I do not mean to say this is a faithful picture of all the females of zeenahnah life. The mixture of good and bad tempers or dispositions is not confined to any class or complexion of people, but is to be met with in every quarter of the globe. In general, I have observed those females of the Mussulmaun population who have any claim to genteel life, and whose habits are guided by religious principles, evince such traits of character as would constitute the virtuous and thoroughly obedient wife in any country; and many, whom I have had the honour to know personally, would do credit to the most enlightened people in the world.

Should the first wife prove a termagant or unfaithful–rare occurrences amongst the inmates of the harem,–the husband has the liberty of divorcing her by paying down her stipulated dowry. This dowry is an engagement made by the husband on the night of Baarraat[2] (when the bridegroom is about to take his bride from her parents to his own home). On which occasion the Maulvee asks the bridegroom to name the amount of his wife’s dowry, in the event of separation; the young man is at liberty to name any sum he pleases. It would not prevent the marriage if the smallest amount were promised; but he is in the presence of his bride’s family, and within her hearing also, though he has not yet seen her;–it is a critical moment for him, thus surrounded. Besides, as he never intends to separate from the lady, in the strict letter of the law, he cannot refrain from gratifying those interested in the honour he is about to confer by the value of the promised dowry, and, therefore, he names a very heavy sum, which perhaps his whole generation never could have collected in their joint lives. This sum would of itself be a barrier to divorce; but that is not the only object which influences the Mussulmaun generally to waive the divorce; it is because they would not publish their own disgrace, by divorcing an unfaithful or undutiful wife.

If the first wife dies, a second is sought after on the same principle which guided the first–’a superior to head his house’. In this case there would be the same public display which marked the first wife’s marriage; all the minor or secondary wives being introduced to the zeenahnah privately; they are in consequence termed Dhollie[3] wives, or brought home under cover.

Many great men appear to be close imitators of King Solomon, with whose history they are perfectly conversant, for I have heard of the sovereign princes in Hindoostaun having seven or eight hundred wives at one time in their palaces. This is hearsay report only, and I should hope an exaggeration.[4]

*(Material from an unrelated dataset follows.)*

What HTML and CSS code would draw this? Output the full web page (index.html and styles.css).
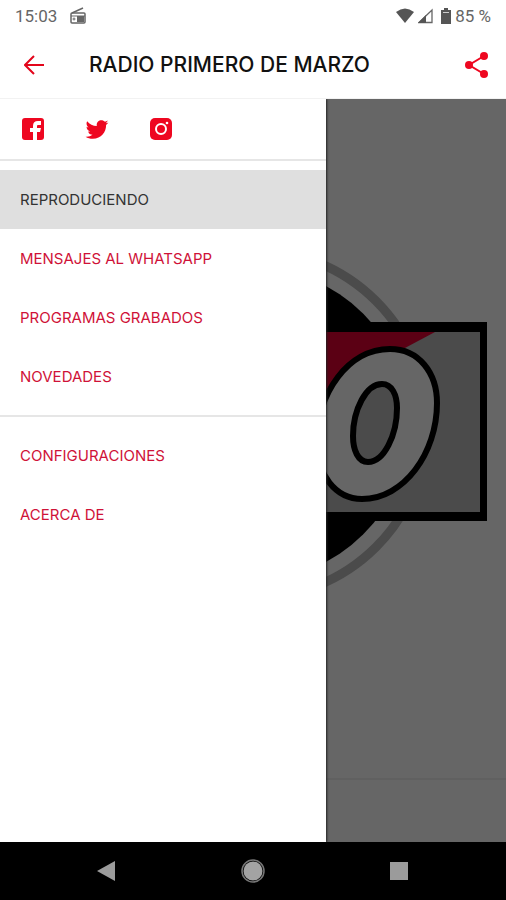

The first marriage is usually solemnized when the youth is eighteen, and the young lady thirteen, or fourteen at the most; many are married at an earlier age, when, in the opinion of the parents, an eligible match is to be secured. And in some cases, where the parents on both sides have the union of their children at heart, they contract them at six or seven years old, which marriage they solemnly bind themselves to fulfil when the children have reached a proper age; under these circumstances the children are allowed to live in the same house, and often form an attachment for each other, which renders their union a life of real happiness.

There are to be found in Mussulmaun society parents of mercenary minds, who prefer giving their daughters in marriage as dhollie wives to noblemen or men of property, to the preferable plan of uniting them with a husband of their own grade, with whom the girl would most likely live without a rival in the mud-walled tenement; this will explain the facilities offered to a sovereign or nobleman in extending the numbers of his harem.

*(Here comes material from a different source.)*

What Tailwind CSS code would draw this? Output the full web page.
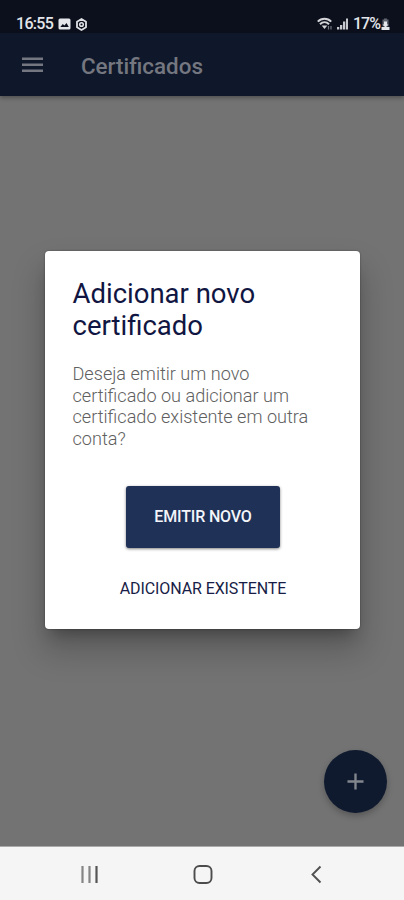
<!DOCTYPE html>
<html lang="pt-BR">
<head>
<meta charset="utf-8">
<meta name="viewport" content="width=device-width, initial-scale=1">
<title>Certificados</title>
<script src="https://cdn.jsdelivr.net/npm/@tailwindcss/browser@4"></script>
</head>
<body class="font-[Roboto,sans-serif]">
<div class="relative flex h-[900px] w-[404px] flex-col overflow-hidden bg-[#737373]">
  <div class="flex h-[33px] shrink-0 items-start justify-between bg-[#0b101c] pt-[14px] pr-[14px] pl-4 text-[#e4e6ea]">
    <div class="flex h-5 items-center">
      <span class="w-[38px] text-[16px] leading-5 font-medium tracking-[-0.7px] whitespace-nowrap">16:55</span>
      <svg class="ml-[4px]" width="13" height="12" viewBox="0 0 12 12"><rect width="12" height="11" y=".5" rx="1.5" fill="#e4e6ea"/><path d="M1.8 9 4.3 6l1.6 1.6L8 5l2.3 4z" fill="#0b101c"/></svg>
      <svg class="ml-[4px]" width="13" height="13" viewBox="0 0 13 13" fill="none" stroke="#dfe1e5"><path d="M6.5 1 11 3.7v5.6L6.5 12 2 9.3V3.7z" stroke-width="1.8" stroke-linejoin="round"/><circle cx="6.5" cy="6.5" r="1.8" stroke-width="1.5"/></svg>
    </div>
    <div class="flex h-5 items-center">
      <svg width="16" height="14" viewBox="0 0 16 14" fill="none" stroke="#d3d5d9" stroke-width="2"><path d="M.8 4.600C4.500 .800 10.500 .800 14.200 4.600M3 7.200c2.600-2.600 6.400-2.600 9 0"/><path d="M4.700 8.500h5.600L7.500 12z" fill="#d3d5d9" stroke="none"/><path d="M11.500 9v3.500M14 9v3.500" stroke="#70747e" stroke-width="1.200"/></svg>
      <svg class="ml-[4px]" width="11" height="12" viewBox="0 0 11 12" fill="#c8cad0"><path d="M0 9h2.300v2.500H0zM3 7h2.300v4.500H3zM6 3.500h2.300v8H6zM9 .5h2v11H9z"/></svg>
      <span class="ml-[5px] w-[28px] text-[16px] leading-5 font-medium tracking-[-1px] whitespace-nowrap">17%</span>
      <svg width="9" height="13" viewBox="0 0 9 13"><path d="M3 .5h3v1h1.500v7h-6v-7H3z" fill="#60646e"/><path d="M3 3.500h3v3h1.500L4.500 9.500l-3-3H3zM.5 9h8v3h-8z" fill="#e4e6ea"/></svg>
    </div>
  </div>
  <header class="flex h-[63px] shrink-0 items-center bg-[#0f182a] pt-px pl-[22px] shadow-[0_2px_4px_rgba(0,0,0,0.3)]">
    <svg width="21" height="16" viewBox="0 0 21 16" fill="#747780"><path d="M0 .5h21v2.500H0zM0 6.500h21V9H0zM0 12.500h21V15H0z"/></svg>
    <h1 class="ml-[38px] pt-px text-[22.4px] leading-7 font-medium text-[#747780]">Certificados</h1>
  </header>
  <main class="flex flex-1 justify-center pt-[155px]">
    <section class="flex h-[378px] w-[315px] flex-col items-center rounded-[4px] bg-white pt-[27px] pr-[26px] pl-[28px] shadow-[0_11px_15px_-7px_rgba(0,0,0,0.3),0_20px_32px_3px_rgba(0,0,0,0.2),0_0_2px_rgba(0,0,0,0.4)]">
      <h2 class="w-full text-[27.5px] leading-[32px] whitespace-nowrap text-[#101542]">Adicionar novo<br>certificado</h2>
      <p class="mt-[21px] w-full text-[18.1px] leading-[21.5px] font-light whitespace-nowrap text-[#606060]">Deseja emitir um novo<br>certificado ou adicionar um<br>certificado existente em outra<br>conta?</p>
      <button class="mt-[37px] h-[62px] w-[154px] rounded-[3px] bg-[#1f3157] text-[16px] font-medium tracking-[-0.15px] whitespace-nowrap text-[#f3f5fa] shadow-[0_1px_3px_rgba(0,0,0,0.5)]">EMITIR NOVO</button>
      <button class="mt-[31px] h-5 text-[16px] leading-5 tracking-[-0.1px] whitespace-nowrap text-[#171d46]">ADICIONAR EXISTENTE</button>
    </section>
  </main>
  <button class="absolute top-[750px] left-[324px] flex size-[63px] items-center justify-center rounded-full bg-[#0f1a2f] shadow-[0_3px_6px_rgba(0,0,0,0.25)]" aria-label="Adicionar">
    <svg width="17" height="17" viewBox="0 0 18 18" fill="none" stroke="#82868d" stroke-width="2.500"><path d="M9 .5v17M.5 9h17"/></svg>
  </button>
  <nav class="flex h-[54px] shrink-0 items-start border-t border-[#aaa] bg-[#f5f5f5] pt-[18px] pl-[80px]">
    <svg width="18" height="19" viewBox="0 0 18 19" fill="none" stroke-width="2.200"><path d="M2.500 1v17M9.500 1v17" stroke="#858585"/><path d="M16.500 1v17" stroke="#555"/></svg>
    <svg class="ml-[95px]" width="20" height="20" viewBox="0 0 20 20" fill="none" stroke="#4c4c4c" stroke-width="1.900"><rect x="1.500" y="1" width="17" height="17" rx="5"/></svg>
    <svg class="ml-[97px]" width="12" height="19" viewBox="0 0 12 19" fill="none" stroke="#505050" stroke-width="1.900"><path d="M10.500 1.500 2.500 9.500l8 8"/></svg>
  </nav>
</div>
</body>
</html>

Some parents excuse themselves in thus disposing of their daughters on the score of poverty, and the difficulty they find in defraying the expenses of a wedding: this I conceive to be one great error in the economy of the Mussulmaun people,–unnecessary expense incurred in their marriage ceremonies, which hampers them through life in their circumstances. Parents, however poor, will not allow their daughter to be conveyed from their home, where the projected union is with an equal, without a seemingly needless parade of music, and a marriage-portion in goods and chattels, if they have no fortune to give beside; then the expense of providing dinners for friends to make the event conspicuous, and the useless articles of finery for the girl’s person, with many other ways of expending money, to the detriment of the parents’ finances, without any very substantial benefit to the young couple. But this dearly-loved custom cannot be passed over; and if the parents find it impossible to meet the pecuniary demands of these ceremonies, the girl has no alternative but to live out her days singly, unless by an agent’s influence she is accepted as a dhollie wife to some man of wealth.

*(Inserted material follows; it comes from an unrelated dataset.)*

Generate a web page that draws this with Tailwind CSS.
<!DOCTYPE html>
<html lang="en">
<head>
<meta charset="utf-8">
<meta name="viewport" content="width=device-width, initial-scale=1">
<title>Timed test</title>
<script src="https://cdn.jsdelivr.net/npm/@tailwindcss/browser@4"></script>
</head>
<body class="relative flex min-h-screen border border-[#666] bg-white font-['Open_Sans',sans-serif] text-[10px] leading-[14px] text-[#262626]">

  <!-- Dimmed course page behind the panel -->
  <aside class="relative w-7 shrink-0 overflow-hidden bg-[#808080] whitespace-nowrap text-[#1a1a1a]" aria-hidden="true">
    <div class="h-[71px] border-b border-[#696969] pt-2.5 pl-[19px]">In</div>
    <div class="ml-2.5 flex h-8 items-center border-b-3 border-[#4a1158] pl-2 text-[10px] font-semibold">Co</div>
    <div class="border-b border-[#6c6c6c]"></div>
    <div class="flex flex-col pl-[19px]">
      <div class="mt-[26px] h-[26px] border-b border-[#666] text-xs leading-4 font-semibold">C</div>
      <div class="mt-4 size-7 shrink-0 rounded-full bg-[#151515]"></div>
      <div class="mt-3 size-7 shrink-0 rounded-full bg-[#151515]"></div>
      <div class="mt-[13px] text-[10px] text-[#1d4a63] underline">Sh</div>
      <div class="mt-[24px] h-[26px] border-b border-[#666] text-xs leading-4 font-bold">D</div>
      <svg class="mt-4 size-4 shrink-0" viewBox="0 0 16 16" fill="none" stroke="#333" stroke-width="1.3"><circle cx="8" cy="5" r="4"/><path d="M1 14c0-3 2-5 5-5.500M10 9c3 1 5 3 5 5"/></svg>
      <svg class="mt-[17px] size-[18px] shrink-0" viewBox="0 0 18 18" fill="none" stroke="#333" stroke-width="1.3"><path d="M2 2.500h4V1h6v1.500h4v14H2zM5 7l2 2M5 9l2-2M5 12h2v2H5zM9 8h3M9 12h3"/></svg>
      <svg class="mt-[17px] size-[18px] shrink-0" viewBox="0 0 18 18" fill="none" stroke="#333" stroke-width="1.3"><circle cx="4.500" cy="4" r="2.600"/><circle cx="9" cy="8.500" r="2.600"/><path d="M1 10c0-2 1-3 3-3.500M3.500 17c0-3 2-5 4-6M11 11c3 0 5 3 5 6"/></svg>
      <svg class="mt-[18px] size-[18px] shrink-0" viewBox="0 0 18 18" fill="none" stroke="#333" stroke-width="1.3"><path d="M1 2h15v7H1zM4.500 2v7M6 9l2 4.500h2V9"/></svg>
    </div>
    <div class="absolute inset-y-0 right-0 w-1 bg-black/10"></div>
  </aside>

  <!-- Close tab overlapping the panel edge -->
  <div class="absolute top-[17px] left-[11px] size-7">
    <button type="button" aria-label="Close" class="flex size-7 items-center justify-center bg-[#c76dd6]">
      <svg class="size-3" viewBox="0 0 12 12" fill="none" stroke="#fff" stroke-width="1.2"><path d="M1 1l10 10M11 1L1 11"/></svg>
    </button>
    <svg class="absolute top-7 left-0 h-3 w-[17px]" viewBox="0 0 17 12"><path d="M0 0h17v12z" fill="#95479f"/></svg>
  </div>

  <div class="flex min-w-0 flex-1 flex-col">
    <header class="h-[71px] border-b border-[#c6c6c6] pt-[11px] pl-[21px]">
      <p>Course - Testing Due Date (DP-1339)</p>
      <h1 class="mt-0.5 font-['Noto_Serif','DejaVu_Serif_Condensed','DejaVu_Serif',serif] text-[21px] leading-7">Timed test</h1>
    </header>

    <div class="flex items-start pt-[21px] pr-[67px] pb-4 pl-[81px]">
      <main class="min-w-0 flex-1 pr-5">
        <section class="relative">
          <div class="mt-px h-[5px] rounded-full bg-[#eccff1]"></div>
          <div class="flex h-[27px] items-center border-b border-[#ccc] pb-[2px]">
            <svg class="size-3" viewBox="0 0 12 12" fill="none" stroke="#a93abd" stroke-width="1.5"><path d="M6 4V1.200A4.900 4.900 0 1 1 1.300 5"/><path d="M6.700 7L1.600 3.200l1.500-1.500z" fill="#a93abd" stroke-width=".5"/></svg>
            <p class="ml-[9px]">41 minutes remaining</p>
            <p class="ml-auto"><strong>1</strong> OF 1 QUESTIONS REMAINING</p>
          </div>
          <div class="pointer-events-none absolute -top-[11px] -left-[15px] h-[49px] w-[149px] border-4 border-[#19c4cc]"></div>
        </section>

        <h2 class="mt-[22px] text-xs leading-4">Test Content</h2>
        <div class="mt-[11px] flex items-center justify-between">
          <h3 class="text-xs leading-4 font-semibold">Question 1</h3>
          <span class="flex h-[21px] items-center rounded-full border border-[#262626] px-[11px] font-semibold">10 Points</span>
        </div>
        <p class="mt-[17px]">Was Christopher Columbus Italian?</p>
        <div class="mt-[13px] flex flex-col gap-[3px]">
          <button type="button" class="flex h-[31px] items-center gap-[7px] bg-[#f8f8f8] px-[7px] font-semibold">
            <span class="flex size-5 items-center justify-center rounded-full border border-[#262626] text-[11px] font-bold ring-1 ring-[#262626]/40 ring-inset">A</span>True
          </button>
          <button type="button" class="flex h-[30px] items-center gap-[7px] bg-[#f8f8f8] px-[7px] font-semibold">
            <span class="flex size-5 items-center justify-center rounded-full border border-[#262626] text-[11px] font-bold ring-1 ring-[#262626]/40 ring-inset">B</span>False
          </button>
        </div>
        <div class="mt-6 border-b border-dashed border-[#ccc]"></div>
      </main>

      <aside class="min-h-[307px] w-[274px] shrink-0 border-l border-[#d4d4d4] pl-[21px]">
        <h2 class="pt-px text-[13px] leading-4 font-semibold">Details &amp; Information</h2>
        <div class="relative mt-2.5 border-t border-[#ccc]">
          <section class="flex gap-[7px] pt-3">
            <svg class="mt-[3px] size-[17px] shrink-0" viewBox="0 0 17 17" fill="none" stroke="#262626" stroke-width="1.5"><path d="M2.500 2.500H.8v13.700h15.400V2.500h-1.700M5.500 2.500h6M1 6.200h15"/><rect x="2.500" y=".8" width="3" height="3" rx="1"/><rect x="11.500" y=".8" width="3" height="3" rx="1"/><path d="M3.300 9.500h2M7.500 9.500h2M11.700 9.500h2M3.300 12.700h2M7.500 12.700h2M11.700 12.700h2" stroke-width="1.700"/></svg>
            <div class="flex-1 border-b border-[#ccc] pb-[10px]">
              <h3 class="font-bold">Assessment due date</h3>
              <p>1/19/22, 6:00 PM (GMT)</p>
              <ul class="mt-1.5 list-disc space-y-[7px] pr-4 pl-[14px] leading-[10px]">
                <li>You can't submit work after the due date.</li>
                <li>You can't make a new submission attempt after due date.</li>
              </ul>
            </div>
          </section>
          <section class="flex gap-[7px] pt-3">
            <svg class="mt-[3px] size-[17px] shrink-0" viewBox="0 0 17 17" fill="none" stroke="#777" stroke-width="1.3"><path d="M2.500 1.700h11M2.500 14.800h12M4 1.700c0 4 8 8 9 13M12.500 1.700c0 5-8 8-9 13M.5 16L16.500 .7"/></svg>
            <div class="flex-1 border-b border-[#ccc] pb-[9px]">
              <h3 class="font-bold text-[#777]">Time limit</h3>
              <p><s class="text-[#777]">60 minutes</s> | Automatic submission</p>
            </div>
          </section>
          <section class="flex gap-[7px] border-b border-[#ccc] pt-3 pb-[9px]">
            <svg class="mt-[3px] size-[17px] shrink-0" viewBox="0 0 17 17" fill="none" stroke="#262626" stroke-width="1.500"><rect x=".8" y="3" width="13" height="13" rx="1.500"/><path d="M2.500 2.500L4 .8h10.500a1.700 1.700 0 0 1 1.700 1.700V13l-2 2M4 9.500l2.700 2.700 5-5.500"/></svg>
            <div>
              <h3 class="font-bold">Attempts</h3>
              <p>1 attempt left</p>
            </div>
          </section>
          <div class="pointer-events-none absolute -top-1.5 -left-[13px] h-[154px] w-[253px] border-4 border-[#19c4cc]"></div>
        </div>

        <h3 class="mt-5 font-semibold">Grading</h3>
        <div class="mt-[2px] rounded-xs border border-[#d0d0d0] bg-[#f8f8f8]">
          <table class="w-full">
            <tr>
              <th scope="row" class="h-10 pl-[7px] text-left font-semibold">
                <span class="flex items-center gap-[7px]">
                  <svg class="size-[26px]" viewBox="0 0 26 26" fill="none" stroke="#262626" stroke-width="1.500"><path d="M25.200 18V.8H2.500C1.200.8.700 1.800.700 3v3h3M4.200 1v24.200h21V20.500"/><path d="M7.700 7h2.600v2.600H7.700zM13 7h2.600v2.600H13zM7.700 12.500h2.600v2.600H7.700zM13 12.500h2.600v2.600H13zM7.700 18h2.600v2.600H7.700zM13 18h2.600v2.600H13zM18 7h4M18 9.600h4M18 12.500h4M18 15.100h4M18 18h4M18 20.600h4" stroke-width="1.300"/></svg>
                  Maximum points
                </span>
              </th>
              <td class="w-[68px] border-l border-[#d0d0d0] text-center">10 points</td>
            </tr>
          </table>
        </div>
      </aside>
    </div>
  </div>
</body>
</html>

Girls are considered to have passed their prime when they number from sixteen to eighteen years; even the poorest peasant would object to a wife of eighteen.

There has been the same difficulty to encounter in every age of Mussulmaun history in Hindoostaun; and in the darker periods of civilization, the obstacles to settling their daughters to advantage induced the villagers and the uneducated to follow the example of the Rajpoots, viz., to destroy the greater proportion of females at their birth. In the present age, this horrid custom is never heard of amongst any classes of the Mussulmaun population[5]; but by the Rajpoot Hindoos it is still practised, as one of their chiefs very lately acknowledged in the presence of a friend of mine. I have often heard Meer Hadjee Shaah declare that it was a common occurrence within his recollection, among the lower classes of the people in the immediate vicinity of Loodeeanah,[6] where he lived when a boy; and that the same practice existed in the Oude territory, amongst the peasantry even at a much later date. One of the Nuwaubs of Oude,–I think Asoof ood Dowlah,–hearing with horror of the frequent recurrence of this atrocity in the remote parts of his province, issued a proclamation to his subjects, commanding them to desist from the barbarous custom[7]; and, as an inducement to the wicked parents to preserve their female offspring alive, grants of land were to be awarded to every female as a marriage-portion on her arriving at a proper age.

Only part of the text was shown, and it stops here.